Trump has promised to eliminate the Education Department as part of the backlash to the department’s ridiculous spending and woke agenda that has brought children’s grades down nationwide. This proposal was met with cheers on the campaign trail as well as people who worked in it. The Department doesn’t do much educating. It has no say over curriculum. That’s decided at the state and local level.
The education department needs to go
It’s done its time. Trump was excited about it. “I say it all the time, I’m dying to get back to do this. We will ultimately eliminate the federal Department of Education. We will drain the government education swamp and stop the abuse of your taxpayer dollars to indoctrinate America’s youth with all sorts of things that you don’t want to have our youth hearing.”
One of the people who worked in it, Jim Blew, who served as Assistant Secretary for Planning, Evaluation and Policy Development, agrees. “All of the Education Department’s core functions could and should be performed by other federal agencies.”
The department put money in a couple places
It put $18.4 billion annually into Title I, the low-income school district program and $15.5 billion into special education.

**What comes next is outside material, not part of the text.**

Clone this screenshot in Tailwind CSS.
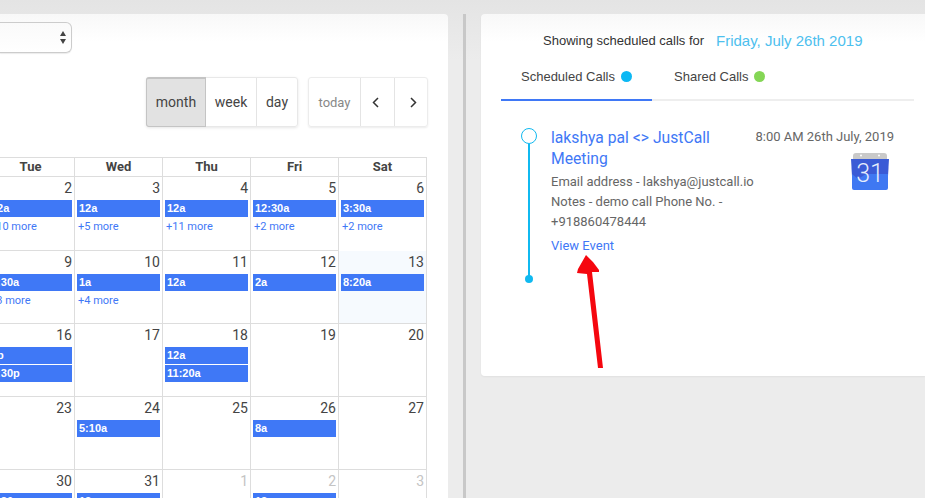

Some programs could be reassigned to other agencies and some could be scrapped.
A couple of examples are reassigning the student loan program to the Treasury, have the Justice department enforce Title IX and turn Title I into a state block grant program that doesn’t require a lot of federal oversight.
Block grants could be misused
Blue acknowledged there could be misuse there too. At the same time, it’s not likely to be anywhere near as bad at the state level. “But they would be hard pressed to do worse than the current system. We’re betting that the local districts understand their communities better than people in D.C., that they know their students’ needs best, and that they can use the money more effectively.”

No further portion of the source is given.